7:30-8:30pm: Bonfire Gathering
Come gather by the oceanside bonfire as we roast a traditional ‘bread’ called Luskinikn that we’ll savour with local maple syrup as we listen to legends and learn the Honour Song guided by Crow Eddie.
Sunday October 14th
9:30 – 10:30am: Mi’Kmaq Medicine Plant Walk
UPDATE: While Laurie Lacey was scheduled to be with us, an unexpected but necessary appointment will prevent his for conducting the tour BUT, he will be present and has entrusted us to the very knowledgeable Rita Baruss!

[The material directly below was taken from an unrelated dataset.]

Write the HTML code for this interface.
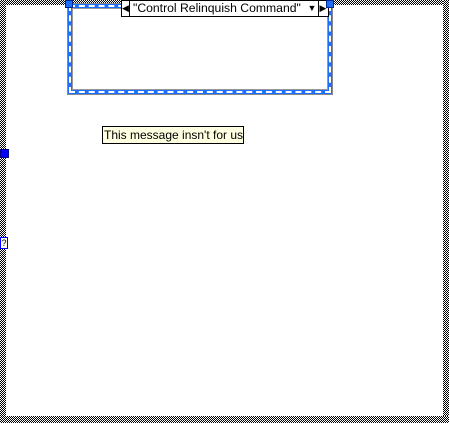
<!DOCTYPE html>
<html><head><style>
*{margin:0;padding:0;box-sizing:border-box}
body{width:449px;height:423px;position:relative;background:#fff;overflow:hidden;font-family:"Liberation Sans",sans-serif}
.ck{position:absolute;background:repeating-conic-gradient(#000 0 25%,#fff 0 50%) 0 0/2px 2px}
.abs{position:absolute}
</style></head><body>
<div class="ck" style="left:0;top:0;width:449px;height:5px"></div>
<div class="ck" style="left:0;top:0;width:6px;height:423px"></div>
<div class="ck" style="left:443px;top:0;width:6px;height:423px"></div>
<div class="ck" style="left:0;top:416px;width:449px;height:7px"></div>
<div class="abs" style="left:6px;top:5px;width:437px;height:411px;background:#fff"></div>

<!-- case frame -->
<div class="abs" style="left:67px;top:3px;width:266px;height:92px;border:1px solid #888;background:#fff"></div>
<div class="abs" style="left:68px;top:4px;width:264px;height:90px;border:4px solid #1f6fff"></div>
<div class="abs" style="left:69px;top:5px;width:262px;height:88px;border:2px dashed #fff"></div>
<div class="abs" style="left:72px;top:8px;width:256px;height:82px;border:1px solid #999;background:#fff"></div>

<!-- selector -->
<div class="abs" style="left:121px;top:0;width:208px;height:17px;background:#fff;border:1px solid #000"></div>
<div class="abs" style="left:122px;top:0;width:8px;height:16px;border-right:1px solid #000;font-size:9px;line-height:16px;text-align:center">◀</div>
<div class="abs" style="left:133px;top:0;width:172px;height:16px;font-size:12.2px;line-height:16px;color:#000;white-space:nowrap">"Control Relinquish Command"</div>
<div class="abs" style="left:306px;top:0;width:12px;height:16px;font-size:9px;line-height:16px;text-align:center">▼</div>
<div class="abs" style="left:318px;top:0;width:9px;height:16px;border-left:1px solid #000;font-size:9px;line-height:16px;text-align:center">▶</div>

<div class="abs" style="left:65px;top:0;width:8px;height:8px;background:#1f6fff;border:1px solid #00288a"></div>
<div class="abs" style="left:326px;top:0;width:8px;height:8px;background:#1f6fff;border:1px solid #00288a"></div>

<!-- tooltip -->
<div class="abs" style="left:102px;top:126px;width:142px;height:18px;background:#ffffe1;border:1px solid #000;font-size:12px;line-height:16px;padding-left:1px;white-space:nowrap">This message insn't for us</div>

<div class="abs" style="left:0;top:149px;width:9px;height:9px;background:#0000ff;border:1px solid #000080"></div>
<div class="abs" style="left:0;top:237px;width:8px;height:12px;background:#fffff0;border:1px solid #0000ff;font-size:9px;line-height:10px;text-align:center">?</div>
</body></html>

Rita Baruss is a professional gardener with expertise in working with both domestic and native plants. She is a member of the Herbalist Association of Nova Scotia and has worked for many years in the areas of plant consciousness and plant spirit awareness, communication and medicine.

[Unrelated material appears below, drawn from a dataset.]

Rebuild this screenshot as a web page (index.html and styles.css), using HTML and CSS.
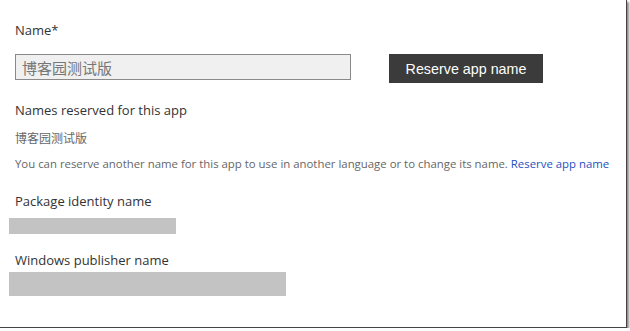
FILE: index.html
```html
<!DOCTYPE html>
<html lang="en">
<head>
  <meta charset="UTF-8" />
  <title>App identity</title>
  <link rel="stylesheet" href="styles.css">
</head>
<body>
  <div class="frame">
    <div class="label first">Name*</div>
    <div class="name-row">
      <input type="text" class="name-input" value="博客园测试版" readonly />
      <button class="reserve-button">Reserve app name</button>
    </div>

    <div class="label reserved">Names reserved for this app</div>
    <div class="reserved-name">博客园测试版</div>
    <div class="note">You can reserve another name for this app to use in another language or to change its name. <a href="#">Reserve app name</a></div>

    <div class="label package">Package identity name</div>
    <div class="hidden-bar short"></div>

    <div class="label publisher">Windows publisher name</div>
    <div class="hidden-bar long"></div>
  </div>
</body>
</html>
```

FILE: styles.css
```css
body {
  margin: 0;
  background: #fff;
  font-family: 'Open Sans', 'Noto Sans CJK SC', sans-serif;
  color: #333;
}
.frame {
  box-sizing: border-box;
  width: 627px;
  height: 328px;
  padding-left: 15px;
  background: #fff;
  border-right: 1px solid #444;
  border-bottom: 1px solid #444;
  box-shadow: 2px 2px 2px rgba(0, 0, 0, 0.45);
  overflow: hidden;
}
.label {
  font-size: 13px;
  line-height: 20px;
  color: #333;
}
.label.first { padding-top: 20px; }
.name-row {
  display: flex;
  align-items: flex-start;
  gap: 38px;
  margin-top: 14px;
}
.name-input {
  box-sizing: border-box;
  width: 336px;
  height: 26px;
  margin: 0;
  padding: 0 6px;
  border: 1px solid #8a8a8a;
  background: #f0f0f0;
  color: #777;
  font-family: 'Noto Sans CJK SC', sans-serif;
  font-size: 15px;
  outline: none;
}
.reserve-button {
  width: 154px;
  height: 29px;
  padding: 0;
  border: none;
  background: #3b3b3b;
  color: #fff;
  font-family: 'Liberation Sans', Arial, sans-serif;
  font-size: 14.3px;
  cursor: pointer;
}
.label.reserved { margin-top: 17px; }
.reserved-name {
  margin-top: 10px;
  font-family: 'Noto Sans CJK SC', sans-serif;
  font-size: 12px;
  line-height: 16px;
  color: #666;
}
.note {
  margin-top: 10px;
  font-size: 11.4px;
  line-height: 16px;
  color: #666;
  white-space: nowrap;
}
.note a {
  color: #1e50c0;
  text-decoration: none;
}
.label.package { margin-top: 19px; }
.label.publisher { margin-top: 16px; }
.hidden-bar {
  margin-left: -6px;
  background: #c3c3c3;
}
.hidden-bar.short {
  width: 167px;
  height: 16px;
  margin-top: 7px;
}
.hidden-bar.long {
  width: 277px;
  height: 24px;
  margin-top: 2px;
}
```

We can’t wait to walk into the woods with her as part of our Mi’kmaq History Month weekend, hope you’ll join us!
Space is limited to 20 spots, rsvp to firstname.lastname@example.org
Please note RSVP by email to confirm your participation, space is limited to 20 people.

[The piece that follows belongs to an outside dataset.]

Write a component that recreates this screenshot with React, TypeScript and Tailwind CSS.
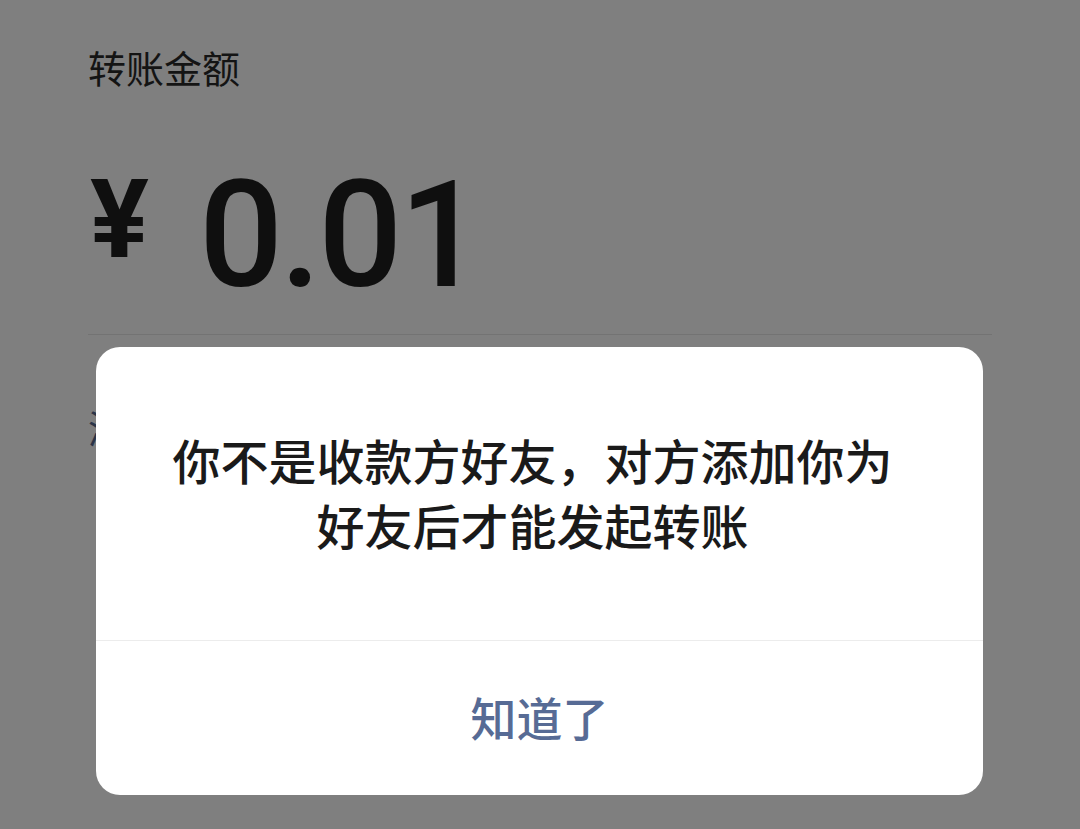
import React from 'react';

const cjk = { fontFamily: '"Noto Sans CJK SC", "Noto Sans", sans-serif' };

export default function App() {
  return (
    <div
      className="relative h-[829px] w-[1080px] overflow-hidden bg-[#7f7f7f] font-['Noto_Sans_CJK_SC',sans-serif]"
      style={cjk}
    >
      {/* 底层：转账页面（已被遮罩变暗） */}
      <div className="px-[88px] pt-[45px]">
        <div className="text-[38px] leading-[44px] text-[#141414]">转账金额</div>

        <div className="mt-[81px] flex items-start">
          <span className="ml-[2px] mt-[10px] font-['Roboto',sans-serif] text-[110px] font-bold leading-[80px] text-[#0f0f0f]">
            ¥
          </span>
          <span className="ml-[50px] mt-[6px] font-['Roboto',sans-serif] text-[148px] font-medium leading-[120px] tracking-[-3px] text-[#0f0f0f]">
            0.01
          </span>
        </div>

        <div className="mt-[38px] h-px bg-[#737373]" />

        <div className="mt-[70px] text-[38px] leading-[44px] text-[#2b3447]">添加转账说明</div>
      </div>

      {/* 弹窗 */}
      <div className="absolute left-[96px] top-[347px] flex h-[448px] w-[887px] flex-col overflow-hidden rounded-[24px] bg-white">
        <div className="flex flex-1 items-center justify-center pb-[4px] pl-[43px] pr-[57px] text-center text-[48px] font-medium leading-[65px] text-[#1a1a1a]">
          <p>
            你不是收款方好友，对方添加你为
            <br />
            好友后才能发起转账
          </p>
        </div>
        <div className="h-px bg-[#ececec]" />
        <div className="flex h-[154px] items-center justify-center pb-[4px] text-[46px] font-medium text-[#576b95]">
          知道了
        </div>
      </div>
    </div>
  );
}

About our Presenters from Nova Scotia Museum:
Roger Lewis, Curator of Ethnology
His research interests lie in Mi’kmaw knowledge-practices tied to land and resource use. Roger works closely with Mi’kmaw communities throughout Nova Scotia to gather and record information about their cultural objects. He has a special appreciation of the relationship between Mi’kmaw artisans and the “living objects” they create. “It is important to remember that the maker’s soul breathes within them, making them more than a simple craft.” He is also excited by the recent resurgence of Mi’kmaw artistic skills – a blending of traditional techniques with a contemporary outlook.
Katie Cottreau-Robins, Archaeology Curator
Dr. Katie Cottreau-Robins is our Curator of Archaeology. She loves the hands-on connection to the past that archaeology provides. “With the physical evidence that is collected and studied, you gain insight into the daily lives of people like you and me.” She enjoys learning things that can’t be found in archives or historical documents. Katie earned her PhD from Dalhousie University in 2012. Her dissertation, “A Loyalist Plantation in Nova Scotia, 1784-1800,” is closely connected to her work at the museum. One of the objects found at the plantation dig site is part of this exhibit. Though Katie’s job has many opportunities to explore the wide range of past cultures and experiences represented in Nova Scotia, she continues to have a special interest in uncovering the daily lives of the enslaved in the loyalist era.